The answer is that you can find quadrilaterals on a sphere that have the same angles in the same order, and have the same perimeter, but are not congruent. This is a lot like finding parallelograms in a plane that have the same angles and the same area/perimeter-squared ratio, and the same area, but are not congruent.
In the plane, that problem is easy: The $A/P^2$ ratio is a function of the height/width ratio, which attains a maximum (for a given corner angle $\theta$) at some ratio $r_{\max}$, and falls off smoothly near that optimal ratio. Plot $A/P^2$ versus $r$, draw a line horizontal cutting the curve near the maximum, and read off two values of $r$ that can share the same area and perimeter but will not be congruent parallelograms.
Although the algebra is fairly easy here, I have intentionally not provided it because in the spherical case, it won't be easy.
Let's call two such non-congruent parallelograms with equal areas, perimeters, and angles "fraternal twin parallelograms."
On the unit sphere, consider a family $\{q_i\}$ of quadrilaterals which may have different areas $A_i$ (and therefore different interior angle sums
$S_i = A_i +2\pi$ since the angle sum depends on the area) but which all share the same ratios of angles to that sum:
$$
\begin{array}{cc}
\theta^A_i = \alpha S_i & \theta^B_i = \beta S_i \\
\theta^D_i = \delta S_i & \theta^C_i = \gamma S_i \\
(\alpha + \beta + \gamma + \delta = 1)
\end{array}
$$
If we find two non-congruent $q_i, q_j$ in that family sharing the same $S_i = S_j$ we will have found two quadrilaterals satisfying your proposition.
Let's specify the family's $\alpha, \beta, \gamma,\delta$ as fixed values such that $\alpha = \gamma$, $\beta = \delta$, and $\alpha \neq \beta$.
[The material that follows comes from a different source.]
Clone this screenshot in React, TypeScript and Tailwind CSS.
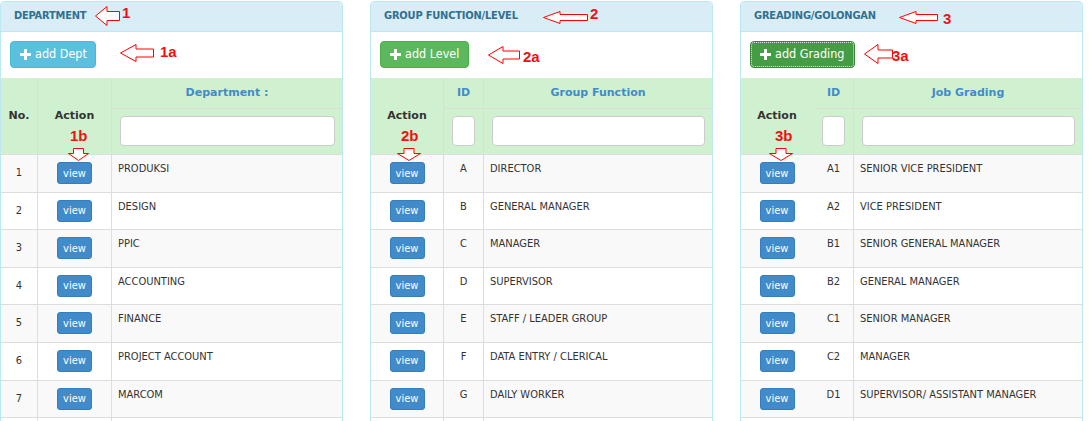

Now choose among that family of quadrilaterals two very small ones which are close to
a pair of planar fraternal twin parallelograms, having a corner angle of $2\pi\alpha$. . These can in general be quite different in height/width ratio, and they will have very nearly equal areas and perimeters on the sphere. But since these are of non-zero size, in general the areas or perimeters may disagree on the sphere.
But we have two parameters to adjust: the height-width ratio of the starting parallelogram we had projected onto the sphere, which will push the area to perimeter-squared ratio in one direction or the other; and the overall size chosen in that projection, which will push the area and the square of the perimeter in the same direction. By small adjustments to both of these for one of the parallelograms, we can achieve a match in both area and perimeter, while remaining in the same family of quadrilaterals.
Therefore, there exist fraternal twin pairs of spherical parallelograms.
Unlike the case for planar quadrilaterals, you can't find non-congruent pairs of equi-perimetric quadrilaterals on the sphere both of which have all four angles equal.